Some people have amazing stories to tell and some are even more fortunate that these amazing stories unfold like adventure tales from the past, as it takes them to a buried treasure or a gold mine. One such person, Mian Muhammed Buksh, popularly known as Australiawale, not only had fascinating stories to tell but also transformed them into a proverbial fortune hunt.
Mian Muhammed Buksh had probably penned his own biography, which was recast by his friend about 100 years ago but never got it published. The manuscript was saved from being lost to history due to his grandson Khawaja Arshad Rasheed Wayne and his great grandson Ahmed Rasheed Wayne, who made sure that it got published.
Titled, Lahore Ka Sindbad — Mian Muhammed Buksh Marhoom Australiawale — Sawaneh-Hayat Ba Zaban-e-Khud, the book reads well. The two qualities — the spirit of adventure and a resilient temperament — that every successful man has to have are embedded in the stories that the book incorporates.

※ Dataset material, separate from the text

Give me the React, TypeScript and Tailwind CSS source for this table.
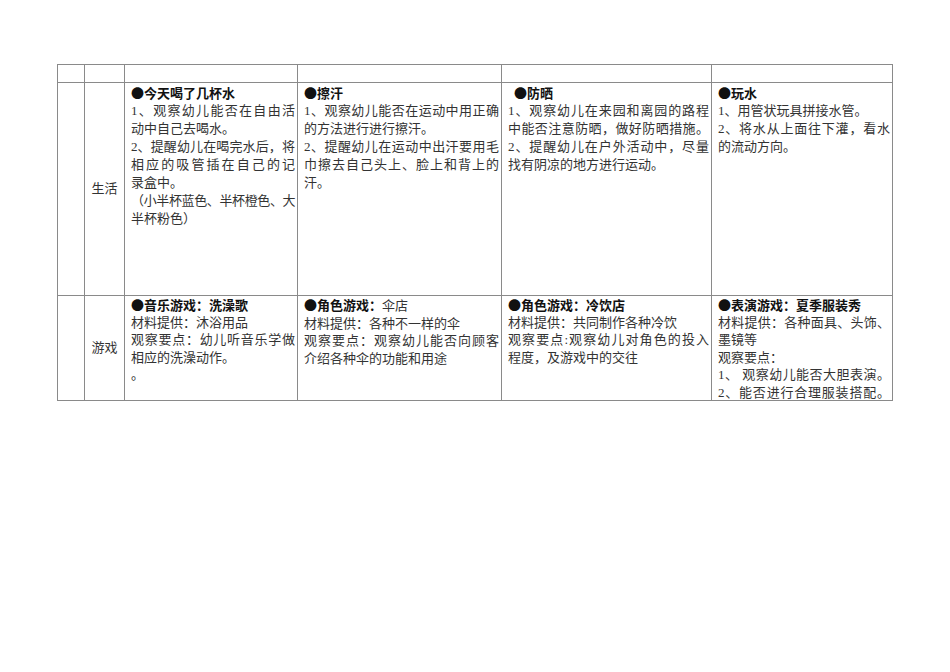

Muhammed Buksh or Khwaja Mian Muhammed Buksh Wyne’s family had migrated some generation back from Kashmir like many others, either due to famine or oppression of the Dogra Raj, and took up residence in Mosoma Attawa in Gujranwala disrtrict. Then a part of the family moved to Lahore, the Walled City from where Mian Muhammed Buksh, a young man, heart broken from the treatment meted out to him by his step-mother decided to leave Lahore and be on his own.

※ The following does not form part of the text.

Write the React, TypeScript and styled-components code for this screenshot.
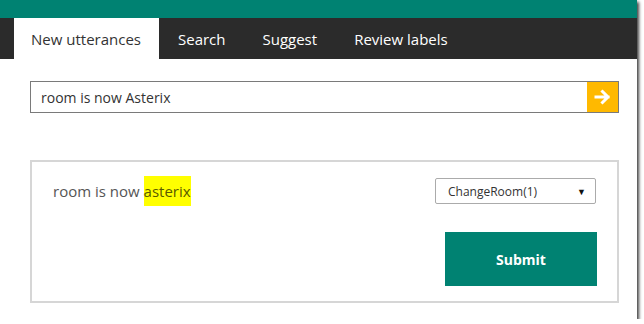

He did not know what he wanted or where to go, except to be away from home. He had precious little, except some money that he may have stolen, and moved to Bombay, took up assignments on ships to travel all over the world, from one port to the other, eventually landing in Australia. He set up his business in Australia, which meant being a hawker, selling goods on the wheel barrow, pushing it from locality to locality, village to village, and eventually town to town, realising that he had the potential to make money. And he did just that.
He made 11 voyages around the world, met and saw people of various nationalities, noting down their dresses, eating and living habits, especially how Indians, particularly Indian Muslims lived.
The book is rich in detailing life 150 years ago, in particular conditions in which sea journeys were undertaken. It is indeed a very harrowing story because it was tough and challenging to be a sailor on a ship. The hardest work, as Muhammed Buksh says repeatedly, was to work the boiler — the heat was intense and one could hardly afford to move away from it and relax for a few moments or to be careless in the execution of duty.
Being sick and tired of the hard work, he, with two others, decided to commit suicide by jumping into the open sea. But, as luck would have it, he was caught by the security staff of the ship after one member had already jumped into the water. There were many other adventures, like being sentenced to death for beating up the captain of the ship and walking on the plank where the wind direction saved his life and escaping certain death by pretending to be a holy man in Mecca and Madina.
He talks about the customs of the various people he visited and the brothels the sailors frequented. The man was courageous and he had his wits abut him that served him well in the rounds of adventure.